Iran was also a key part of Sanger's speech.
He enumerated the various steps the Obama administration may have to take in order to prevent the Iranians from developing illegal nuclear weapons.
"[Iran] is going to be the real test of the Obama administration," Sanger said. "He's going to have to decide whether to keep undermining the Iran nuclear program even while negotiating with the Iranians . . . our room for error at this point is very limited."
Sanger recounted trips by members of the Mossad, an Israeli intelligence agency, and Israeli government officials to Washington in April and May to confront the President about his failure to solve the problem of growing preponderance and unrest in Iran.

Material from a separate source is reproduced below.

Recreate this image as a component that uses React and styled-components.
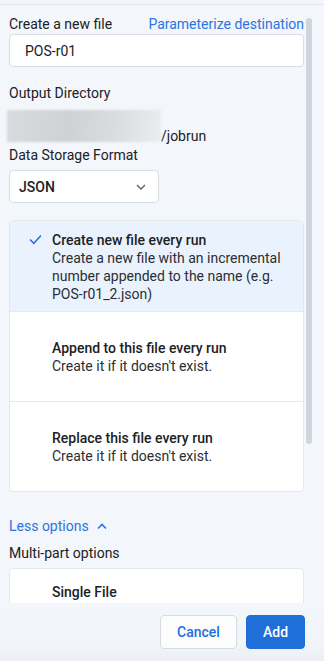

"The result is that the Israelis backed down," Sanger said. "But some time this year, they're going to come back."
Sanger predicted that rising conflicts between Hamas in Gaza, Fatah in the West Bank and the Israeli government may prove to be problematic for the United States.
"We have a new Israeli Prime Minister who says that the Iranian problem is far greater than the Palestinian problem," Sanger said. "I think you're going to see Washington and Jerusalem split significantly on this issue."
After the speech, Sanger had some words of wisdom for both President Obama and members of the Hopkins community.
"We have to restore the balance," Sanger said, directed towards the U.S. government. "The price of distraction when you are so overwhelmingly focused on one goal is that you lose sight of everything else. The hardest thing to do is to stay on an even keel. If you're not strong at home, you can't be strong abroad, and you can't deal with national security."
When asked what the world might be like for Hopkins undergraduate students who will soon be inheriting the problems caused by previous generations, Sanger struck both a negative and a positive note.
"The silver lining of coming out of Hopkins in a time of great downturn is that you're likely to be part of the solution," Sanger said.
"It would be worse to have this happen early in careers, but you have the benefit of seeing what got messed up and why. This is all a reflection of the fact that we made a lot of mistakes along the way here."
Sanger has won various awards for his work in journalism and has been a member of two news teams that received Pulitzer prizes.
The FAS Symposium will host various speakers over the spring semester, including Senior Associate at the Carnegie Endowment and author of Dangerous Nation Robert Kagan, who will come to Hopkins on March 11.